**Written request:** A line counts if it contains the string "React"; say how many such lines there are, giving only the number.
[Start of Provided data]
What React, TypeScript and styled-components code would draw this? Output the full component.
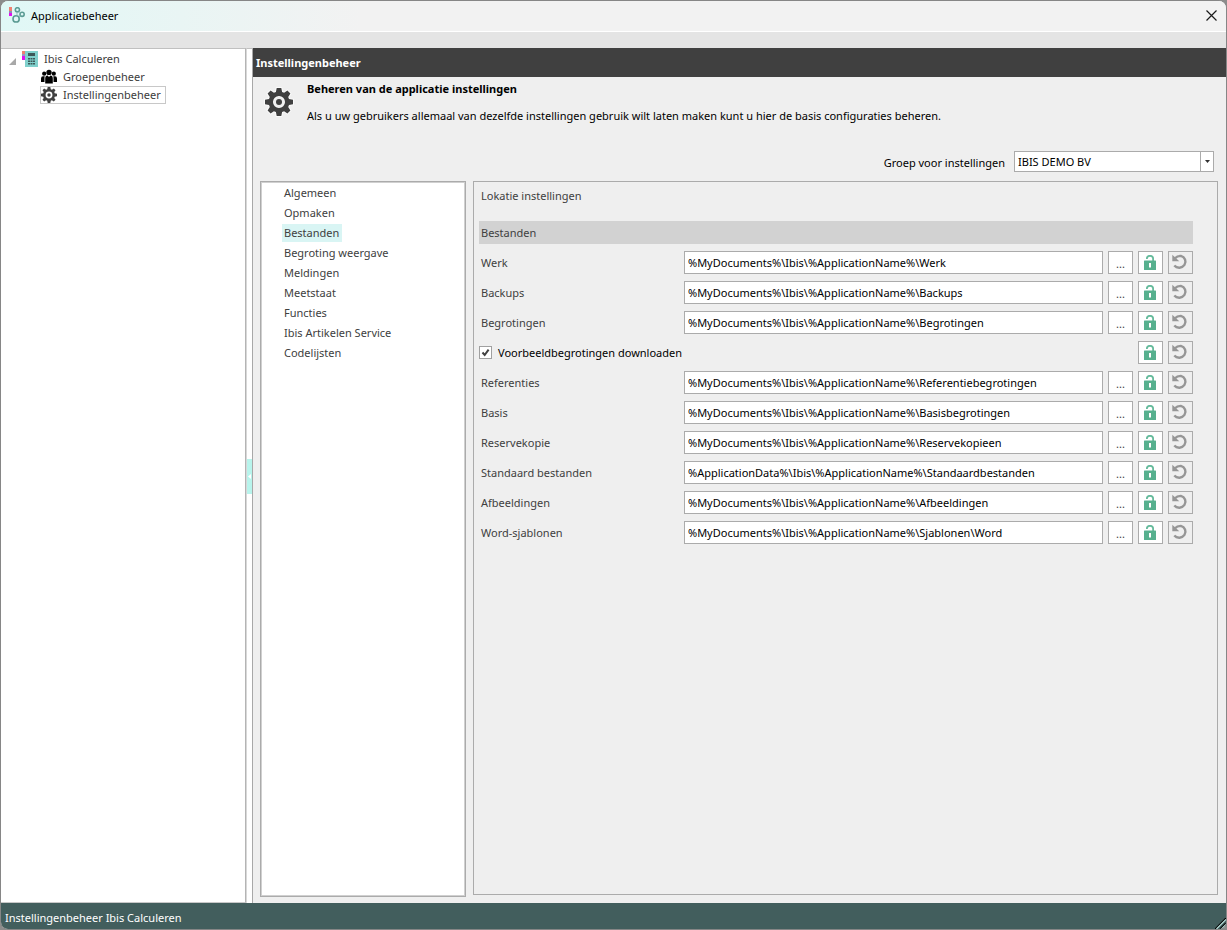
import React, { useState } from 'react';
import styled, { createGlobalStyle } from 'styled-components';

const GlobalStyle = createGlobalStyle`
  *, *::before, *::after { box-sizing: border-box; }
  body { margin: 0; background: #8c8c8c; }
  body, button, input, select {
    font-family: "Noto Sans", "Open Sans", sans-serif;
    font-size: 11px;
    line-height: 18px;
    color: #000;
  }
`;

const Window = styled.div`
  display: flex;
  flex-direction: column;
  min-height: 100vh;
  border: 1px solid #868686;
  border-radius: 8px;
  overflow: hidden;
  background: #efefef;
`;

const TitleBar = styled.header`
  display: flex;
  align-items: center;
  gap: 6px;
  height: 31px;
  padding: 0 7px 2px 8px;
  border-bottom: 1px solid #fff;
  background: linear-gradient(90deg, #e0f8f6 0, #f2f2f2 360px);
`;

const WindowTitle = styled.h1`
  flex: 1;
  margin: 0;
  padding-top: 2px;
  font-size: 11px;
  font-weight: 400;
`;

const CloseButton = styled.button`
  display: flex;
  padding: 2px;
  border: 0;
  background: none;
`;

const Strip = styled.div`
  height: 16px;
  background: #e4e4e4;
`;

const Body = styled.div`
  display: flex;
  flex: 1;
`;

const TreePane = styled.nav`
  width: 245px;
  padding-top: 1px;
  border-top: 1px solid #c0c0c0;
  border-right: 1px solid #b4b4b4;
  border-bottom: 1px solid #c8c8c8;
  background: #fff;
`;

const TreeItem = styled.div<{ $level: number; $selected?: boolean }>`
  display: flex;
  align-items: center;
  gap: 6px;
  width: fit-content;
  height: 18px;
  margin-left: ${(p) => (p.$level ? 39 : 7)}px;
  padding: 0 4px 0 0;
  border: 1px solid ${(p) => (p.$selected ? '#c8c8c8' : 'transparent')};
  color: #3c3c3c;
  white-space: nowrap;
`;

const Splitter = styled.div`
  display: flex;
  align-items: center;
  width: 7px;
  border-right: 1px solid #a8a8a8;
  border-left: 1px solid #d8d8d8;
  border-top: 1px solid #c0c0c0;
  background: #fff;
`;

const SplitterGrip = styled.button`
  display: flex;
  align-items: center;
  justify-content: center;
  width: 5px;
  height: 35px;
  padding: 0;
  border: 0;
  background: #b8f4ec;
`;

const Content = styled.main`
  display: flex;
  flex: 1;
  flex-direction: column;
  min-width: 0;
`;

const ContentHeader = styled.h2`
  height: 29px;
  margin: 0;
  padding: 0 3px;
  background: #404040;
  color: #fff;
  font-size: 11px;
  font-weight: 700;
  line-height: 29px;
`;

const Intro = styled.section`
  display: flex;
  gap: 14px;
  padding: 3px 12px 0;
`;

const IntroIcon = styled.div`
  padding-top: 8px;
  height: 36px;
`;

const IntroTitle = styled.h3`
  margin: 0 0 9px;
  font-size: 11px;
  font-weight: 700;
`;

const IntroText = styled.p`
  margin: 0;
`;

const GroupRow = styled.div`
  display: flex;
  align-items: center;
  justify-content: flex-end;
  gap: 9px;
  padding: 26px 12px 9px;
`;

const GroupLabel = styled.label`
  padding-top: 2px;
`;

const SelectBox = styled.div`
  position: relative;
  width: 200px;
  height: 21px;
`;

const Select = styled.select`
  width: 100%;
  height: 100%;
  padding: 0 16px 0 3px;
  border: 1px solid #ababab;
  border-radius: 0;
  background: #fff;
  appearance: none;
`;

const SelectArrow = styled.span`
  position: absolute;
  top: 1px;
  right: 1px;
  bottom: 1px;
  display: flex;
  align-items: center;
  justify-content: center;
  width: 13px;
  border-left: 1px solid #ababab;
  pointer-events: none;
`;

const Panels = styled.div`
  display: flex;
  flex: 1;
  align-items: stretch;
  gap: 7px;
  padding: 0 8px 6px 7px;
`;

const CategoryList = styled.ul`
  width: 206px;
  margin: 0;
  padding: 1px 0 0 20px;
  border: 1px solid #ababab;
  outline: 1px solid #d0d0d0;
  outline-offset: -2px;
  background: #fff;
  list-style: none;
`;

const Category = styled.li`
  display: flex;
  align-items: center;
  height: 20px;
`;

const CategoryLink = styled.a<{ $active: boolean }>`
  padding: 0 3px 0 2px;
  margin-left: 1px;
  background: ${(p) => (p.$active ? '#d9f5f4' : 'transparent')};
  color: #404040;
  text-decoration: none;
`;

const SettingsPanel = styled.section`
  flex: 1;
  min-width: 0;
  margin-bottom: 2px;
  padding: 5px 24px 0 5px;
  border: 1px solid #ababab;
`;

const PanelTitle = styled.h3`
  margin: 0 0 16px;
  padding: 0 2px;
  color: #404040;
  font-size: 11px;
  font-weight: 400;
`;

const SectionBar = styled.h4`
  height: 23px;
  margin: 0 0 3px;
  padding: 0 2px;
  background: #d2d2d2;
  color: #404040;
  font-size: 11px;
  font-weight: 400;
  line-height: 23px;
`;

const SettingRow = styled.div`
  display: flex;
  align-items: center;
  gap: 5px;
  height: 30px;
`;

const SettingLabel = styled.label`
  width: 200px;
  padding: 1px 0 0 2px;
  color: #404040;
`;

const PathInput = styled.input`
  flex: 1;
  min-width: 0;
  height: 23px;
  padding: 0 3px;
  border: 1px solid #ababab;
  border-radius: 0;
  background: #fff;
`;

const SquareButton = styled.button<{ $flat?: boolean }>`
  display: flex;
  align-items: center;
  justify-content: center;
  width: 25px;
  height: 23px;
  padding: 0;
  border: 1px solid #ababab;
  background: ${(p) => (p.$flat ? 'transparent' : '#fff')};
  color: #404040;
`;

const BrowseButton = styled(SquareButton)`
  padding-top: 3px;
`;

const CheckLabel = styled.label`
  display: flex;
  flex: 1;
  align-items: center;
  gap: 6px;
  padding-top: 1px;
`;

const CheckBox = styled.input`
  width: 13px;
  height: 13px;
  margin: 0;
  border: 1px solid #a0a0a0;
  background: #fff;
  appearance: none;
  &:checked {
    background: #fff url("data:image/svg+xml,%3Csvg xmlns='http://www.w3.org/2000/svg' viewBox='0 0 11 11'%3E%3Cpath d='M2.5 5.5l2.2 2.5L8.6 2.6' fill='none' stroke='%23404040' stroke-width='2'/%3E%3C/svg%3E") center / 11px 11px no-repeat;
  }
`;

const StatusBar = styled.footer`
  position: relative;
  height: 26px;
  padding: 0 4px;
  background: #425e5d;
  color: #fff;
  line-height: 30px;
`;

const ResizeGrip = styled.svg`
  position: absolute;
  right: 0;
  bottom: 0;
`;

const AppLogo = () => (
  <svg width="16" height="16" viewBox="0 0 16 16" fill="none" aria-hidden="true">
    <path fill="#f08070" d="M0 0h3v4H0z" />
    <path fill="#9088b8" d="M0 4h3v2H0z" />
    <path fill="#e010f0" d="M0 6h3v3H0z" />
    <g stroke="#5c9c94" strokeWidth="1.6">
      <circle cx="8.400" cy="2.800" r="2.1" />
      <circle cx="13.1" cy="7.3" r="2.1" />
      <circle cx="7.1" cy="11.900" r="3.1" />
    </g>
    <path d="M9.900 4.500l1.700 1.400M8 5v3.500M9.800 9.800l1.500-1" stroke="#8cbcb6" strokeWidth="1" />
  </svg>
);

const CalculatorIcon = () => (
  <svg width="16" height="16" viewBox="0 0 16 16" aria-hidden="true">
    <path fill="#80d0cc" d="M3 0h13v16H3z" />
    <path fill="#f08070" d="M0 0h3v3H0z" />
    <path fill="#a090c0" d="M0 3h3v2H0z" />
    <path fill="#e010f0" d="M0 5h3v4H0z" />
    <path
      fill="#3c5858"
      d="M6 2h7v3H6zM6 7h2v1.6H6zM8.5 7h2v1.6h-2zM11 7h2v1.6h-2zM6 9.5h2v1.6H6zM8.5 9.5h2v1.6h-2zM11 9.5h2v1.6h-2zM6 12h2v1.6H6zM8.5 12h2v1.6h-2zM11 12h2v1.6h-2z"
    />
  </svg>
);

const PeopleIcon = () => (
  <svg width="16" height="16" viewBox="0 0 16 16" aria-hidden="true">
    <circle cx="8" cy="3.4" r="2.7" />
    <circle cx="3.2" cy="4.7" r="2.1" />
    <circle cx="12.8" cy="4.7" r="2.1" />
    <path d="M4.2 14.5V9.5Q4.2 6.7 6.6 6.5L8 8l1.4-1.5Q11.8 6.7 11.8 9.5v5z" />
    <path d="M0 13V9.500Q0 7.300 2 7.200h1.700L3.500 9v4zM16 13V9.500Q16 7.300 14 7.200h-1.700L12.500 9v4z" />
  </svg>
);

const GearIcon = ({ size, halo }: { size: number; halo?: boolean }) => (
  <svg width={size} height={size} viewBox="0 0 28 28" overflow="visible" aria-hidden="true">
    <path
      fill="#404040"
      fillRule="evenodd"
      stroke={halo ? '#fff' : 'none'}
      strokeWidth="2"
      strokeOpacity="0.7"
      paintOrder="stroke"
      d="M11.7 0h4.600l.8 4 2 .8L22.400 2.600l3 3L23.200 8.900l.8 2 4 .8v4.600l-4 .8-.8 2 2.200 3.300-3 3-3.300-2.200-2 .8-.8 4h-4.600l-.8-4-2-.8-3.300 2.200-3-3L4.800 19.100l-.8-2-4-.8v-4.600l4-.8.8-2L2.600 5.600l3-3L8.900 4.800l2-.8zM14 8a6 6 0 1 0 0 12a6 6 0 1 0 0-12z"
    />
    <circle cx="14" cy="14" r="3" fill="#404040" />
  </svg>
);

const LockIcon = () => (
  <svg width="13" height="15" viewBox="0 0 13 15" aria-hidden="true">
    <path d="M2.900 4V3.600a3 2.700 0 0 1 6.200 0V6" fill="none" stroke="#66bb9c" strokeWidth="1.800" />
    <path
      fill="#56b08e"
      fillRule="evenodd"
      d="M.5 5.500h11q.5 0 .5.500v8.500q0 .500-.5.500H.5q-.5 0-.5-.5V6q0-.5.500-.5zM5 8v4.500h2V8z"
    />
  </svg>
);

const ResetIcon = () => (
  <svg width="17" height="16" viewBox="0 0 17 16" fill="none" aria-hidden="true">
    <path d="M3 4.200C4.500 2.500 6.600 1.900 8.800 1.900a6.300 6 0 1 1-6.500 9.600" stroke="#969696" strokeWidth="2.400" />
    <path d="M.3.800v6.400h7z" fill="#969696" />
  </svg>
);

const categories = [
  'Algemeen',
  'Opmaken',
  'Bestanden',
  'Begroting weergave',
  'Meldingen',
  'Meetstaat',
  'Functies',
  'Ibis Artikelen Service',
  'Codelijsten',
];

type Setting = { label: string; path?: string };

const settings: Setting[] = [
  { label: 'Werk', path: '%MyDocuments%\\Ibis\\%ApplicationName%\\Werk' },
  { label: 'Backups', path: '%MyDocuments%\\Ibis\\%ApplicationName%\\Backups' },
  { label: 'Begrotingen', path: '%MyDocuments%\\Ibis\\%ApplicationName%\\Begrotingen' },
  { label: 'Voorbeeldbegrotingen downloaden' },
  { label: 'Referenties', path: '%MyDocuments%\\Ibis\\%ApplicationName%\\Referentiebegrotingen' },
  { label: 'Basis', path: '%MyDocuments%\\Ibis\\%ApplicationName%\\Basisbegrotingen' },
  { label: 'Reservekopie', path: '%MyDocuments%\\Ibis\\%ApplicationName%\\Reservekopieen' },
  { label: 'Standaard bestanden', path: '%ApplicationData%\\Ibis\\%ApplicationName%\\Standaardbestanden' },
  { label: 'Afbeeldingen', path: '%MyDocuments%\\Ibis\\%ApplicationName%\\Afbeeldingen' },
  { label: 'Word-sjablonen', path: '%MyDocuments%\\Ibis\\%ApplicationName%\\Sjablonen\\Word' },
];

const SettingLine = ({ label, path }: Setting) => (
  <SettingRow>
    {path ? (
      <>
        <SettingLabel htmlFor={label}>{label}</SettingLabel>
        <PathInput id={label} type="text" defaultValue={path} />
        <BrowseButton type="button">...</BrowseButton>
      </>
    ) : (
      <CheckLabel>
        <CheckBox type="checkbox" defaultChecked />
        {label}
      </CheckLabel>
    )}
    <SquareButton type="button" aria-label="Vergrendelen">
      <LockIcon />
    </SquareButton>
    <SquareButton type="button" $flat aria-label="Herstellen">
      <ResetIcon />
    </SquareButton>
  </SettingRow>
);

export default function App() {
  const [active, setActive] = useState('Bestanden');

  return (
    <>
      <GlobalStyle />
      <Window>
        <TitleBar>
          <AppLogo />
          <WindowTitle>Applicatiebeheer</WindowTitle>
          <CloseButton type="button" aria-label="Sluiten">
            <svg width="11" height="11" viewBox="0 0 11 11" stroke="#1a1a1a" strokeWidth="1.2">
              <path d="M.5.5l10 10M10.5.5l-10 10" />
            </svg>
          </CloseButton>
        </TitleBar>
        <Strip />
        <Body>
          <TreePane>
            <TreeItem $level={0}>
              <svg width="7" height="11" viewBox="0 0 7 11" aria-hidden="true">
                <path d="M7 4v7H0z" fill="#a8a8a8" />
              </svg>
              <CalculatorIcon />
              Ibis Calculeren
            </TreeItem>
            <TreeItem $level={1}>
              <PeopleIcon />
              Groepenbeheer
            </TreeItem>
            <TreeItem $level={1} $selected>
              <GearIcon size={16} />
              Instellingenbeheer
            </TreeItem>
          </TreePane>
          <Splitter>
            <SplitterGrip type="button" aria-label="Paneel inklappen">
              <svg width="3" height="5" viewBox="0 0 3 5">
                <path d="M3 0v5L0 2.5z" fill="#fff" />
              </svg>
            </SplitterGrip>
          </Splitter>
          <Content>
            <ContentHeader>Instellingenbeheer</ContentHeader>
            <Intro>
              <IntroIcon>
                <GearIcon size={28} halo />
              </IntroIcon>
              <div>
                <IntroTitle>Beheren van de applicatie instellingen</IntroTitle>
                <IntroText>
                  Als u uw gebruikers allemaal van dezelfde instellingen gebruik wilt laten maken kunt u hier de basis
                  configuraties beheren.
                </IntroText>
              </div>
            </Intro>
            <GroupRow>
              <GroupLabel htmlFor="groep">Groep voor instellingen</GroupLabel>
              <SelectBox>
                <Select id="groep">
                  <option>IBIS DEMO BV</option>
                </Select>
                <SelectArrow>
                  <svg width="5" height="3" viewBox="0 0 5 3">
                    <path d="M0 0h5L2.5 3z" fill="#303030" />
                  </svg>
                </SelectArrow>
              </SelectBox>
            </GroupRow>
            <Panels>
              <CategoryList>
                {categories.map((name) => (
                  <Category key={name}>
                    <CategoryLink
                      href="#"
                      $active={name === active}
                      onClick={(e) => {
                        e.preventDefault();
                        setActive(name);
                      }}
                    >
                      {name}
                    </CategoryLink>
                  </Category>
                ))}
              </CategoryList>
              <SettingsPanel>
                <PanelTitle>Lokatie instellingen</PanelTitle>
                <SectionBar>Bestanden</SectionBar>
                {settings.map((s) => (
                  <SettingLine key={s.label} {...s} />
                ))}
              </SettingsPanel>
            </Panels>
          </Content>
        </Body>
        <StatusBar>
          Instellingenbeheer Ibis Calculeren
          <ResizeGrip width="11" height="11" viewBox="0 0 11 11" strokeWidth="1.2">
            <path d="M0 11L11 0M5 11l6-6" stroke="#000" />
            <path d="M1.5 11L11 1.5M6.5 11L11 6.5" stroke="#b8dcd8" />
          </ResizeGrip>
        </StatusBar>
      </Window>
    </>
  );
}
[End of Provided data]
**Correct response:** 2